REVIEW: Colette [2020]

Rating: 9 out of 10.
  • Rating: NR | Runtime: 24 minutes
    Release Date: 2020 (USA)
    Studio: The Guardian
    Director(s): Anthony Giacchino
    Writer(s): Anthony Giacchino

I won’t ever be the same.


It’s been over seventy years since Colette Marin-Catherine‘s brother Jean-Pierre was arrested in France and deported to the German concentration camp where he would later die. You can’t blame her for never wanting to go to see the site considering the anguish she’s dealt with in the aftermath and knowing the ways in which such places of abject horror have become tourist attractions in the decades since. As a so-called “woman who doesn’t cry,” it was thus an impossibility to deal with the emotions such a trip would conjure amongst disconnected strangers. Only when a student writing a paper on Jean-Pierre comes calling does Colette reconsider the journey. Together they will walk where he walked and remember the sacrifice he made regardless of their inevitable tears.

Director Anthony Giacchino‘s Colette documents the event with the care and grace that it deserves. Whether we’re inside Colette’s apartment the day Lucie Fouble meets her, in a German tavern to hear the city’s former mayor speak about his nation’s undying guilt, or following behind as these two women visit the tunnels and crematorium that served as Jean-Pierre’s final residence, everything seen and heard is from their perspective—uncensored and devoid of manipulation. That which occurs unfolds straight from the heart as Colette speaks about the loss her genius brother was when compared to her own youthful ignorance being relegated to writing down vehicle numbers for the French resistance or repays Lucie with a gift that can never be quantified. It’s a catharsis that carries a heavy price.

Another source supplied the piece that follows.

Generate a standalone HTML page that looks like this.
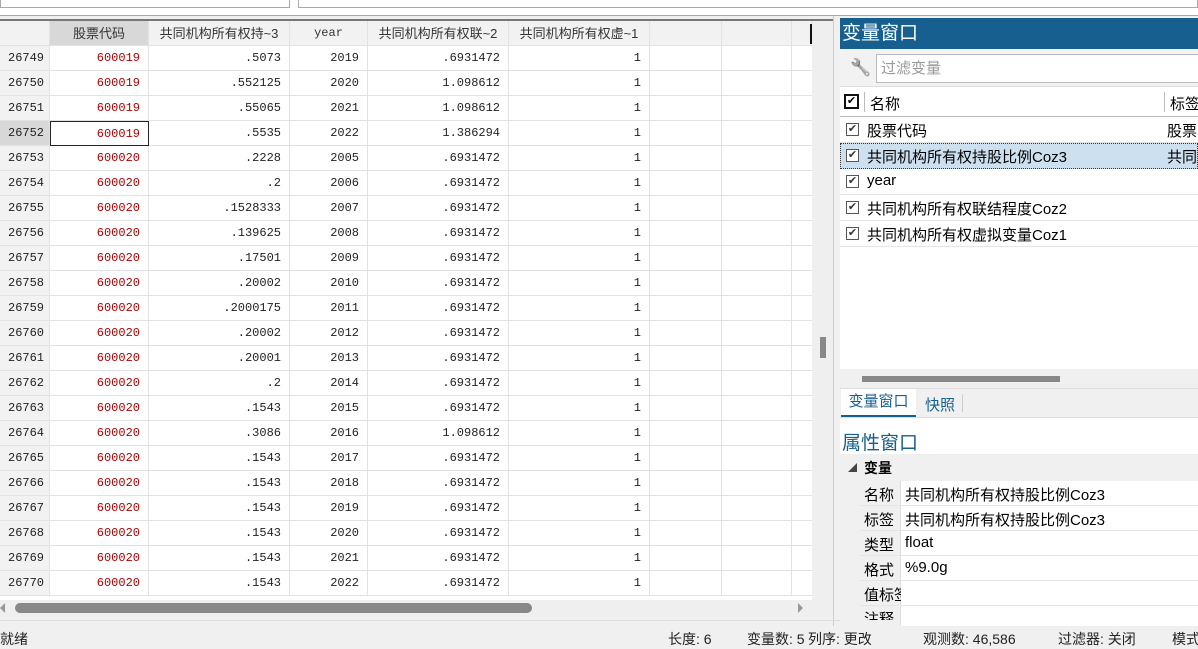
<!DOCTYPE html>
<html><head><meta charset="utf-8"><style>
*{margin:0;padding:0;box-sizing:border-box}
body{width:1198px;height:646px;background:#f0f0f0;position:relative;overflow:hidden;font-family:"Liberation Sans","Noto Sans CJK SC",sans-serif}
.a{position:absolute;white-space:nowrap}
.mono{font-family:"Liberation Mono","Noto Sans CJK SC",monospace;font-size:12px}
.cell{position:absolute;height:25px;line-height:25px;border-right:1px solid #e2e2e2;border-bottom:1px solid #e2e2e2;text-align:right;padding-right:8px;background:#fff;color:#222}
.hd{background:#f2f2f2;text-align:center;padding:0;font-size:13px;color:#333}
.rn{background:#f2f2f2;text-align:left;padding-left:8px}
.cb{position:absolute;width:13px;height:13px;border:1px solid #555;background:#fff;font-size:11px;line-height:11px;text-align:center;color:#333}
.rt{position:absolute;left:840px;width:358px;font-size:14px;color:#222}
.st{position:absolute;top:629px;font-size:14px;color:#222;white-space:nowrap}
</style></head><body>
<div class="a" style="left:0;top:0;width:1198px;height:16px;background:#fff;border-bottom:1px solid #aaa"></div>
<div class="a" style="left:0;top:0;width:290px;height:8px;border:1px solid #aaa;border-top:none;background:#fff"></div>
<div class="a" style="left:298px;top:0;width:900px;height:8px;border:1px solid #aaa;border-top:none;background:#fff"></div>
<div class="a" style="left:0;top:19px;width:833px;height:2px;background:#777"></div>
<div class="a" style="left:0;top:21px;width:812px;height:579px;background:#fff;overflow:hidden" id="g">
<div class="cell hd rn" style="left:0;top:0;width:50px"></div>
<div class="cell hd" style="left:50px;top:0;width:99px;background:#d8d8d8">股票代码</div>
<div class="cell hd" style="left:149px;top:0;width:141px">共同机构所有权持~3</div>
<div class="cell hd mono" style="left:290px;top:0;width:78px;font-size:12px">year</div>
<div class="cell hd" style="left:368px;top:0;width:141px">共同机构所有权联~2</div>
<div class="cell hd" style="left:509px;top:0;width:141px">共同机构所有权虚~1</div>
<div class="cell hd" style="left:650px;top:0;width:72px"></div>
<div class="cell hd" style="left:722px;top:0;width:70px"></div>
<div class="cell hd" style="left:792px;top:0;width:20px"></div>
<div class="a" style="left:810px;top:3px;width:2px;height:20px;background:#111"></div>
</div>
<div class="a" style="left:812px;top:21px;width:21px;height:579px;background:#efefef"></div>
<div class="a" style="left:820px;top:337px;width:6px;height:21px;background:#888"></div>
<div class="a" style="left:833px;top:16px;width:7px;height:610px;background:#f0f0f0;border-left:1px solid #ccc"></div>
<div class="a" style="left:0;top:600px;width:833px;height:17px;background:#efefef"></div>
<div class="a" style="left:15px;top:603px;width:517px;height:10px;background:#888;border-radius:5px"></div>
<div class="a" style="left:0;top:603px;width:0;height:0;border-top:5px solid transparent;border-bottom:5px solid transparent;border-right:5px solid #999"></div>
<div class="a" style="left:798px;top:603px;width:0;height:0;border-top:5px solid transparent;border-bottom:5px solid transparent;border-left:5px solid #999"></div>
<div class="a" style="left:0;top:620px;width:1198px;height:1px;background:#ddd"></div>
<div class="st" style="left:0">就绪</div>
<div class="st" style="left:668px">长度: 6</div>
<div class="st" style="left:747px">变量数: 5</div>
<div class="st" style="left:808px">列序: 更改</div>
<div class="st" style="left:923px">观测数: 46,586</div>
<div class="st" style="left:1058px">过滤器: 关闭</div>
<div class="st" style="left:1172px">模式</div>
<div class="a" style="left:840px;top:18px;width:358px;height:608px;background:#fff"></div>
<div class="rt" style="top:18px;height:31px;background:#165f8f;color:#fff;font-size:19px;line-height:31px;padding-left:2px">变量窗口</div>
<div class="rt" style="top:49px;height:38px;background:#f2f2f2;border-bottom:1px solid #ddd"></div>
<div class="a" style="left:850px;top:58px;font-size:17px;color:#888;filter:grayscale(1)">🔧</div>
<div class="a" style="left:876px;top:54px;width:330px;height:29px;border:1px solid #bbb;background:#fff;font-size:15px;color:#999;line-height:27px;padding-left:4px">过滤变量</div>
<div class="rt" style="top:88px;height:29px;border-bottom:1px solid #bbb"></div>
<div class="cb" style="left:844px;top:94px;border:2px solid #111;width:15px;height:15px;color:#000">✔</div>
<div class="a" style="left:864px;top:92px;width:1px;height:20px;background:#bbb"></div>
<div class="a" style="left:870px;top:93px;font-size:15px">名称</div>
<div class="a" style="left:1164px;top:92px;width:1px;height:20px;background:#bbb"></div>
<div class="a" style="left:1170px;top:93px;font-size:15px">标签</div>
<div class="rt" style="top:143px;height:26px;background:#cde0f0;border:1px dotted #333"></div>
<div class="rt" style="top:117px;height:26px;border-bottom:1px solid #e5e5e5"></div>
<div class="rt" style="top:169px;height:26px;border-bottom:1px solid #e5e5e5"></div>
<div class="rt" style="top:195px;height:26px;border-bottom:1px solid #e5e5e5"></div>
<div class="rt" style="top:221px;height:26px;border-bottom:1px solid #e5e5e5"></div>
<div class="cb" style="left:846px;top:123px">✔</div><div class="a" style="left:867px;top:120px;font-size:15px">股票代码</div><div class="a" style="left:1167px;top:120px;font-size:15px">股票</div>
<div class="cb" style="left:846px;top:149px">✔</div><div class="a" style="left:867px;top:146px;font-size:15px">共同机构所有权持股比例Coz3</div><div class="a" style="left:1167px;top:146px;font-size:15px">共同</div>
<div class="cb" style="left:846px;top:175px">✔</div><div class="a" style="left:867px;top:172px;font-size:15px">year</div>
<div class="cb" style="left:846px;top:201px">✔</div><div class="a" style="left:867px;top:198px;font-size:15px">共同机构所有权联结程度Coz2</div>
<div class="cb" style="left:846px;top:227px">✔</div><div class="a" style="left:867px;top:224px;font-size:15px">共同机构所有权虚拟变量Coz1</div>
<div class="rt" style="top:369px;height:19px;background:#f0f0f0"></div>
<div class="a" style="left:862px;top:376px;width:198px;height:6px;background:#888"></div>
<div class="rt" style="top:388px;height:30px;background:#f0f0f0;border-top:1px solid #ddd;border-bottom:1px solid #ddd"></div>
<div class="a" style="left:841px;top:389px;width:75px;height:28px;background:#fff;border-bottom:2px solid #165f8f;color:#165f8f;font-size:15px;line-height:26px;text-align:center">变量窗口</div>
<div class="a" style="left:925px;top:394px;font-size:15px;color:#165f8f">快照</div>
<div class="a" style="left:962px;top:394px;width:1px;height:18px;background:#ccc"></div>
<div class="a" style="left:842px;top:428px;font-size:19px;color:#165f8f">属性窗口</div>
<div class="rt" style="top:454px;height:172px;background:#f0f0f0"></div>
<div class="a" style="left:848px;top:461px;font-size:9px;color:#444">◢</div>
<div class="a" style="left:864px;top:458px;font-size:14px;font-weight:bold">变量</div>
<div class="a" style="left:860px;top:481px;width:338px;height:145px;background:#fff"></div>
<div class="a" style="left:860px;top:481px;width:41px;height:145px;background:#f0f0f0;border-right:1px solid #ddd"></div>
<div class="a" style="left:860px;top:505px;width:338px;height:1px;background:#e5e5e5"></div>
<div class="a" style="left:860px;top:530px;width:338px;height:1px;background:#e5e5e5"></div>
<div class="a" style="left:860px;top:555px;width:338px;height:1px;background:#e5e5e5"></div>
<div class="a" style="left:860px;top:580px;width:338px;height:1px;background:#e5e5e5"></div>
<div class="a" style="left:860px;top:605px;width:338px;height:1px;background:#e5e5e5"></div>
<div class="a" style="left:864px;top:484px;font-size:15px">名称</div><div class="a" style="left:905px;top:484px;font-size:15px">共同机构所有权持股比例Coz3</div>
<div class="a" style="left:864px;top:509px;font-size:15px">标签</div><div class="a" style="left:905px;top:509px;font-size:15px">共同机构所有权持股比例Coz3</div>
<div class="a" style="left:864px;top:534px;font-size:15px">类型</div><div class="a" style="left:905px;top:534px;font-size:15px">float</div>
<div class="a" style="left:864px;top:559px;font-size:15px">格式</div><div class="a" style="left:905px;top:559px;font-size:15px">%9.0g</div>
<div class="a" style="left:864px;top:584px;width:37px;overflow:hidden;font-size:15px">值标签</div>
<div class="a" style="left:864px;top:608px;height:12px;overflow:hidden;font-size:15px">注释</div>
<script>
var g=document.getElementById('g');
var c2=['.5073','.552125','.55065','.5535','.2228','.2','.1528333','.139625','.17501','.20002','.2000175','.20002','.20001','.2','.1543','.3086','.1543','.1543','.1543','.1543','.1543','.1543'];
var c4=['.6931472','1.098612','1.098612','1.386294','.6931472','.6931472','.6931472','.6931472','.6931472','.6931472','.6931472','.6931472','.6931472','.6931472','.6931472','1.098612','.6931472','.6931472','.6931472','.6931472','.6931472','.6931472'];
var yr=[2019,2020,2021,2022,2005,2006,2007,2008,2009,2010,2011,2012,2013,2014,2015,2016,2017,2018,2019,2020,2021,2022];
var h='';
for(var i=0;i<22;i++){var t=25+i*25;
h+='<div class="cell rn mono" style="left:0;top:'+t+'px;width:50px;'+(i==3?'background:#d8d8d8':'')+'">'+(26749+i)+'</div>';
h+='<div class="cell mono" style="left:50px;top:'+t+'px;width:99px;color:#b00000;'+(i==3?'border:1px solid #222':'')+'">'+(i<4?'600019':'600020')+'</div>';
h+='<div class="cell mono" style="left:149px;top:'+t+'px;width:141px">'+c2[i]+'</div>';
h+='<div class="cell mono" style="left:290px;top:'+t+'px;width:78px">'+yr[i]+'</div>';
h+='<div class="cell mono" style="left:368px;top:'+t+'px;width:141px">'+c4[i]+'</div>';
h+='<div class="cell mono" style="left:509px;top:'+t+'px;width:141px">1</div>';
h+='<div class="cell" style="left:650px;top:'+t+'px;width:72px"></div><div class="cell" style="left:722px;top:'+t+'px;width:70px"></div><div class="cell" style="left:792px;top:'+t+'px;width:20px;border-right:none"></div>';}
g.insertAdjacentHTML('beforeend',h);
</script>
</body></html>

Beyond Colette’s experience reliving the past and seeing its setting first-hand, however, also comes an education in what went on. She’s a former resistance fighter after all—a hero considering only one percent of the population took up that mantle whether or not she accepts the term due to her age and duties at the time. And her companion is a historian who’s done the research to know exactly what her brother went through so that they can stand where he stood and absorb the weight of his truth. Watching them fall victim to that sorrow is enough to feel it ourselves to add our own tears with theirs. That they are able to put a face to this place’s suffering ensures that new generations will never forget.